Desperate, he again tried to sell his gallery to the U.S. government. Senator Daniel Webster came to his support and called his grand collection “more important to us than the ascertaining of the South Pole, or anything that can be discovered in the Dead Sea...” But others in Congress thought the price too steep, even when Catlin lowered it from $65,000 to $25,000. Finally, late that summer, Joseph Harrison, a wealthy Pennsylvania railroad tycoon paid Catlin’s debts, acquired his gallery for $20,000 and shipped it from London to Philadelphia.

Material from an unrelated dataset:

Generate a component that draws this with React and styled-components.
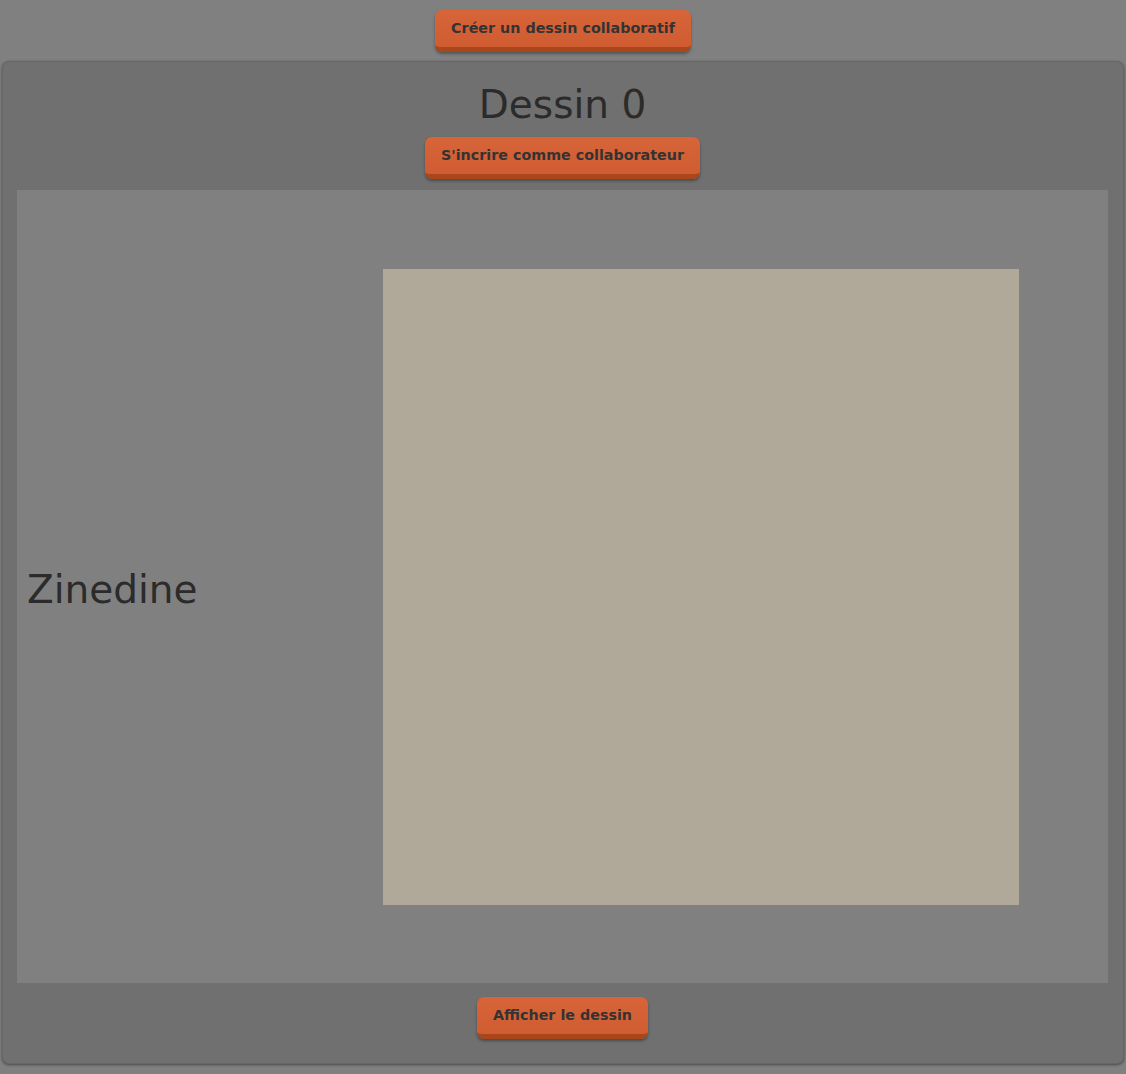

From 1852 to 1860, Catlin flitted from Europe, the Pacific Northwest to South and Central America painting Indians from the Amazon to Patagonia, trying to reconstitute his career. By 1870 Catlin had completed 300 paintings of South American Indians and had re-created from sketches some 300 copies of his original Indian Gallery portraits. “Now I am George Catlin again,” he wrote his brother just before returning to America in 1870. He exhibited his works in 1871 in New York City, then at the Smithsonian Institution later that year.
Although Smithsonian Secretary Joseph Henry did not regard Catlin’s work as serious art but in a primitive vein, he needed them: a fire had just destroyed most of the Smithsonian’s collection of Indian paintings by John Mix Stanley and Charles Bird King. Henry offered Catlin support and a home at the Smithsonian Castle, where he lived for nine months, a failing artist in his mid-70s, white-bearded, walking bent-over with a cane, and destitute. In November 1872, Catlin left Washington to be with his daughters in New Jersey. He died there two months later at age 76. Among his final words to his daughters were, “What will happen to my gallery?”
He died not knowing that he would someday come to be regarded as America’s foremost artist of Native Americans and that the bulk of his works would become part of the permanent collections of the Smithsonian and the National Gallery of Art.
George Catlin summarized the Native American as "an honest, hospitable, faithful, brave, warlike, cruel, revengeful, relentless--yet honourable, contemplative and religious being." Not only did he capture Native Americans in their natural surroundings and magnificent regalia, he fed white civilizations’ growing fascination with Natives and their “vanishing” cultures. His work embodies vital authenticity, as well as great admiration and empathy. Perhaps more than any other artist or writer, he helped to change the perception of Native Americans in white culture in the 1800s.
“Art may mourn when these people are swept from the earth,” Catlin wrote, “and the artists of future ages may look in vain for another race so picturesque in their costumes, their weapons, their colours, their manly games, and their chase.”